1. Obama's international diplomacy is suffering
Obama was in Colombia for the Summit of the Americas, an important venue for boosting regional ties — but you wouldn't know it from the press coverage which focused on the controversy. The biggest takeaway from the meeting itself was that the "United States and its southern neighbors are drifting apart," and that Latin America "is showing greater independence from U.S. influence as its economies continue to develop," says The Boston Globe in an editorial. Meanwhile, the behavior of the Secret Service "may reinforce impressions of North American arrogance — or a view of Latin America as a place to party rather than do serious business." 

2. His security is no longer seen as ironclad
The White House insists that the 11 agents were not directly responsible for Obama's security, but the incident has revealed gaping holes in the ring meant to protect the president and other administration officials. "We don't know who these women are," says Sen. Susan Collins (R-Maine). "They could be spies. They could be associated with hostile forces. They could have disabled the agents' weapons or planted listening devices or in other ways breach[ed] security." Well, the prostitutes are likely not spies, says Sen. Joseph Lieberman (I-Conn.), but it's true that "once you conduct yourself in this way, you open that risk."

3. His defense of government is undermined
The scandal hurts one of the central themes of Obama's re-election campaign: That the government can be a force for good in voters' lives.

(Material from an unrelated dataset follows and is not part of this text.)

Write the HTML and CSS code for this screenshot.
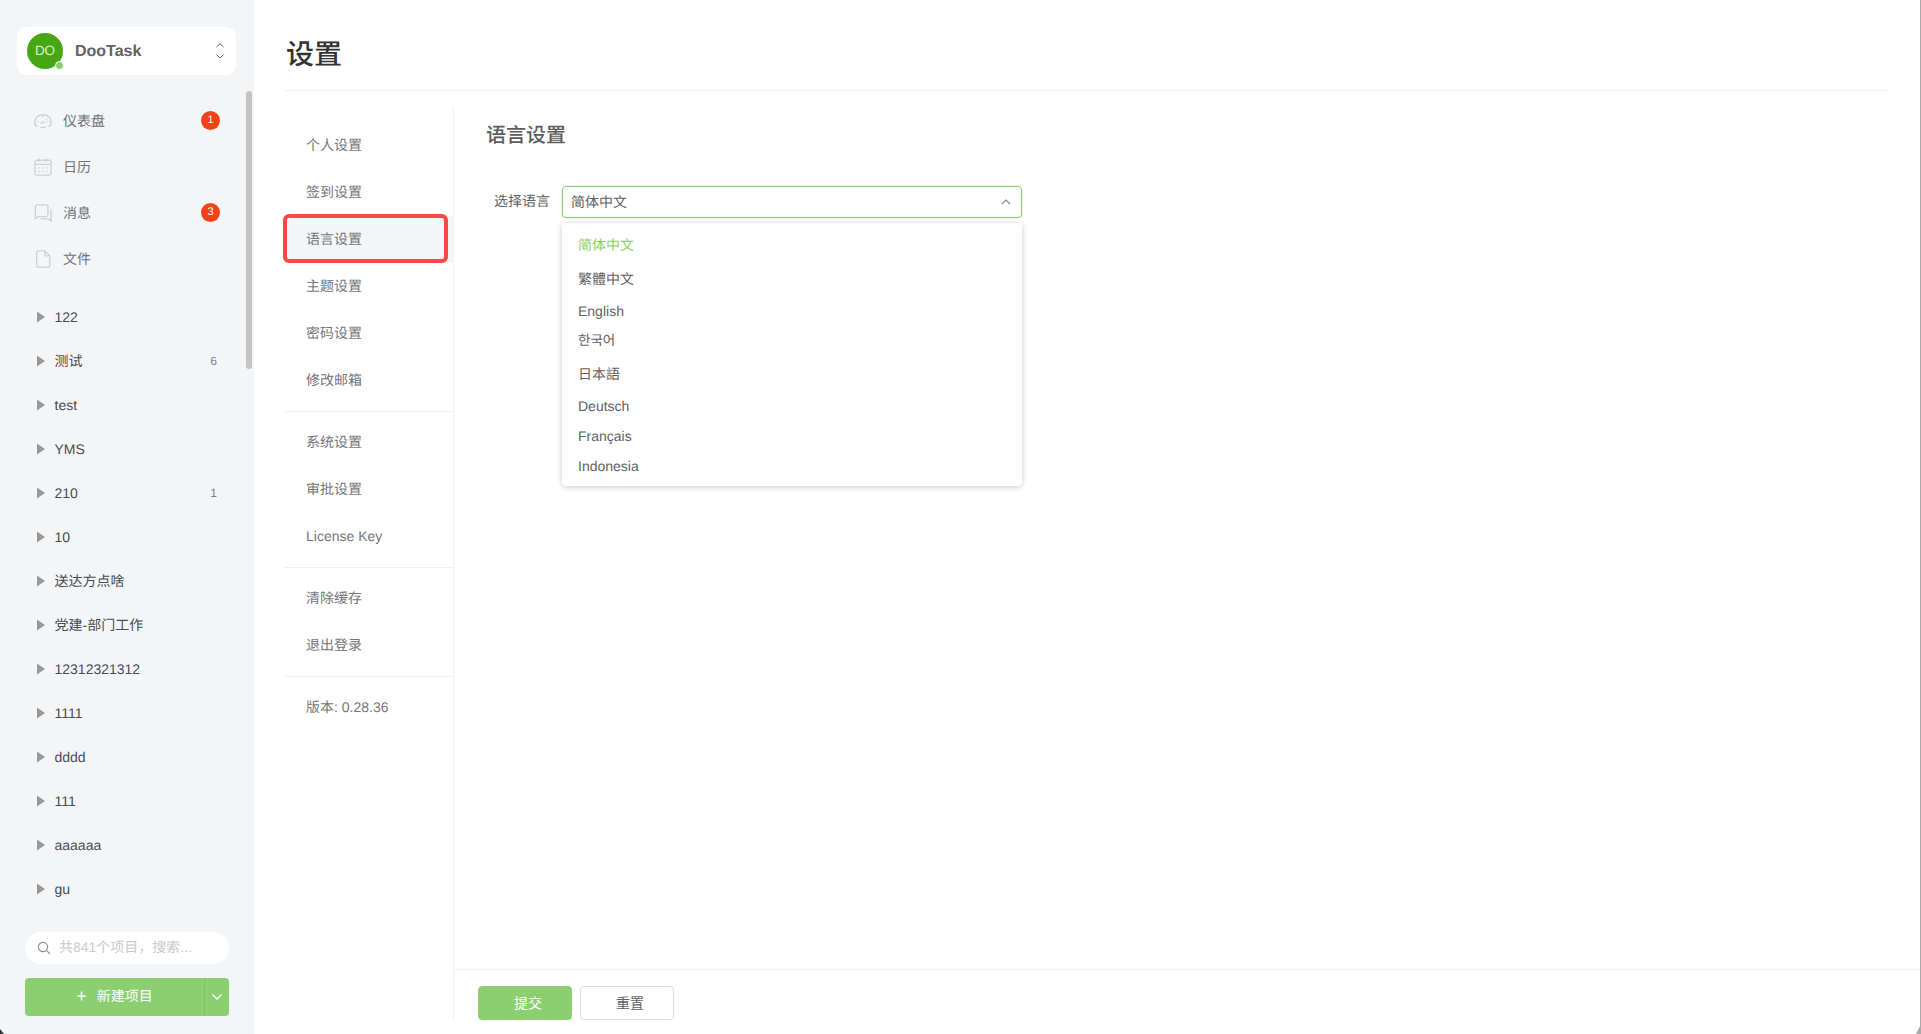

This embarrassing episode will only add to a "rising distrust of government," says The Christian Science Monitor in an editorial. The Secret Service was one of the few "icons of public service," and the alleged behavior of the 11 agents erodes the idea that government employees are operating "out of selfless virtue and a sense of public trust."

4. His managerial prowess could be questioned
The president is ultimately responsible for what goes on in government. And while the scandal isn't "fatal," the "image that the lights are on in the White House and there's nobody home minding the store is a problem," says Aaron David Miller at Politico. Another scandal like this and it could start "to create serious problems for the administration."